Pharmacy reform passes state House
By Christina Lengyel | The Center Square contributor
(The Center Square) – The state House OK’d a bill Friday that, if passed, will reign in pharmacy benefit managers, which impact prescription pricing and put pressure on independent drug stores across Pennsylvania.
“We need to create a level playing field for our community pharmacies so that they can compete fairly with the big guys. We’re taking on corporate greed, and I believe we will win,” said the bill’s sponsor, Rep. Jessica Benham, D-Carrick.
As it stands, “the big three” – Caremark, Express Scripts and Optum – control over 90% of the prescriptions filled in the nation. They use vertical integration structures to profit from every level of the patient process, from clinic to prescription.
The bill grants oversight into the pharmacy benefit manager, or PBM, process, requiring them to report the rebates and payments they receive from drug manufacturers and how they were disbursed. It will ban PBM practices like patient steering, spread pricing and retroactively recouping money paid to pharmacies.

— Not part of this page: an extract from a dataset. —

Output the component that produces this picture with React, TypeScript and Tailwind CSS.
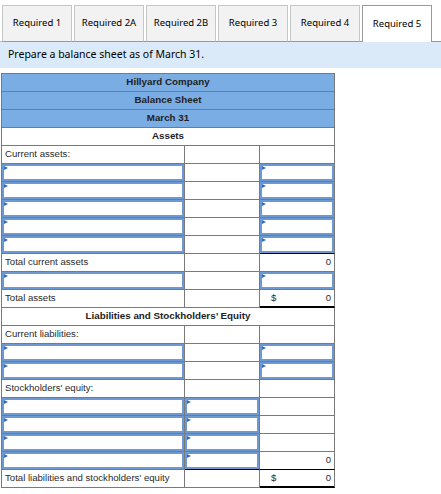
import React from 'react';

type Cell =
    | { kind: 'text'; text?: string; dollar?: boolean; value?: string; line?: 'single' | 'double' }
    | { kind: 'input'; line?: 'single' };

type Row =
    | { kind: 'title'; text: string; blue?: boolean }
    | { kind: 'cells'; cells: [Cell, Cell, Cell] };

const empty: Cell = { kind: 'text' };
const input: Cell = { kind: 'input' };

const rows: Row[] = [
    { kind: 'title', text: 'Hillyard Company', blue: true },
    { kind: 'title', text: 'Balance Sheet', blue: true },
    { kind: 'title', text: 'March 31', blue: true },
    { kind: 'title', text: 'Assets' },
    { kind: 'cells', cells: [{ kind: 'text', text: 'Current assets:' }, empty, empty] },
    { kind: 'cells', cells: [input, empty, input] },
    { kind: 'cells', cells: [input, empty, input] },
    { kind: 'cells', cells: [input, empty, input] },
    { kind: 'cells', cells: [input, empty, input] },
    { kind: 'cells', cells: [input, empty, { kind: 'input', line: 'single' }] },
    { kind: 'cells', cells: [{ kind: 'text', text: 'Total current assets' }, empty, { kind: 'text', value: '0' }] },
    { kind: 'cells', cells: [input, empty, input] },
    {
        kind: 'cells',
        cells: [{ kind: 'text', text: 'Total assets' }, empty, { kind: 'text', dollar: true, value: '0', line: 'double' }],
    },
    { kind: 'title', text: 'Liabilities and Stockholders\u2019 Equity' },
    { kind: 'cells', cells: [{ kind: 'text', text: 'Current liabilities:' }, empty, empty] },
    { kind: 'cells', cells: [input, empty, input] },
    { kind: 'cells', cells: [input, empty, input] },
    { kind: 'cells', cells: [{ kind: 'text', text: "Stockholders' equity:" }, empty, empty] },
    { kind: 'cells', cells: [input, input, empty] },
    { kind: 'cells', cells: [input, input, empty] },
    { kind: 'cells', cells: [input, input, empty] },
    { kind: 'cells', cells: [input, { kind: 'input', line: 'single' }, { kind: 'text', value: '0', line: 'single' }] },
    {
        kind: 'cells',
        cells: [
            { kind: 'text', text: "Total liabilities and stockholders' equity" },
            empty,
            { kind: 'text', dollar: true, value: '0', line: 'double' },
        ],
    },
];

const tabs = ['Required 1', 'Required 2A', 'Required 2B', 'Required 3', 'Required 4', 'Required 5'];

function InputBox() {
    return (
        <div className="relative h-full w-full border-2 border-[#6c99d3] bg-white">
            <span className="absolute left-0 top-0 h-0 w-0 border-y-[2.5px] border-l-[4px] border-y-transparent border-l-[#2f6cbd]" />
        </div>
    );
}

function TableCell({ cell, width }: { cell: Cell; width: string }) {
    let bottom = 'border-b border-b-[#7a7a7a]';
    if (cell.line === 'single') bottom = 'border-b border-b-black';
    if (cell.line === 'double') bottom = 'border-b-2 border-b-black';

    return (
        <div className={`${width} ${bottom} h-full border-r border-r-[#7a7a7a]`}>
            {cell.kind === 'input' ? (
                <InputBox />
            ) : (
                <div className="flex h-full items-center pl-[3px] pr-[3px] text-[9.6px] text-[#2a2a2a]">
                    {cell.text && <span className="whitespace-nowrap">{cell.text}</span>}
                    {cell.dollar && <span className="pl-[8px]">$</span>}
                    {cell.value && <span className="ml-auto">{cell.value}</span>}
                </div>
            )}
        </div>
    );
}

export default function App() {
    return (
        <div className="h-[494px] w-[441px] bg-white" style={{ fontFamily: '"Noto Sans", sans-serif' }}>
            {/* tabs */}
            <div className="flex items-end pt-[5px]">
                <div className="h-[37px] w-[2px] border-b border-[#c6c6c6]" />
                {tabs.map((tab, i) => {
                    const active = i === tabs.length - 1;
                    return (
                        <React.Fragment key={tab}>
                            <div
                                className={
                                    active
                                        ? 'flex h-[37px] w-[70px] items-center justify-center border border-b-0 border-[#9a9a9a] bg-white text-[9.5px] text-black'
                                        : 'flex h-[37px] w-[70px] items-center justify-center border border-[#c6c6c6] border-b-[#9a9a9a] bg-[#f2f2f2] text-[9.5px] text-black'
                                }
                            >
                                {tab}
                            </div>
                            {!active && <div className="h-[37px] w-[2px] border-b border-[#9a9a9a]" />}
                        </React.Fragment>
                    );
                })}
                <div className="h-[37px] flex-1 border-b border-[#9a9a9a]" />
            </div>

            {/* instructions */}
            <div className="flex h-[26px] items-center bg-[#daeaf8] px-[8px] text-[10.5px] text-black">
                Prepare a balance sheet as of March 31.
            </div>

            {/* balance sheet */}
            <div
                className="ml-[1px] mt-[5px] w-[334px] border-l border-t border-[#7a7a7a]"
                style={{ fontFamily: '"Liberation Sans", Arial, sans-serif' }}
            >
                {rows.map((row, i) =>
                    row.kind === 'title' ? (
                        <div
                            key={i}
                            className={`flex h-[18px] items-center justify-center border-b border-r border-[#7a7a7a] text-[9.8px] font-bold text-[#222] ${
                                row.blue ? 'bg-[#7aade3]' : 'bg-white'
                            }`}
                        >
                            {row.text}
                        </div>
                    ) : (
                        <div key={i} className="flex h-[18px]">
                            <TableCell cell={row.cells[0]} width="w-[183px]" />
                            <TableCell cell={row.cells[1]} width="w-[75px]" />
                            <TableCell cell={row.cells[2]} width="w-[75px]" />
                        </div>
                    ),
                )}
            </div>
        </div>
    );
}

The practices have shuttered independent pharmacies in droves, leaving the state with wide “pharmacy deserts” where the most vulnerable patients can’t easily access medication. In the first six months of 2024 alone, the commonwealth lost over 140 pharmacies.
“I’m standing here to say, ‘no more.’ In this House, we stick up for the little guy. We fight for our small business and that absolutely includes our main street pharmacies,” said Benham.
Those main street pharmacies are essential in both rural and urban areas of the state. Closures in rural areas can create gaps of several miles between providers. Large chains like those connected to the big three tend to avoid opening stores in areas with higher crime rates, exacerbating the negative health impacts of poverty.
The bill will now move to the Senate, which has seen similar legislation. In both chambers, PBM regulation enjoys bipartisan support.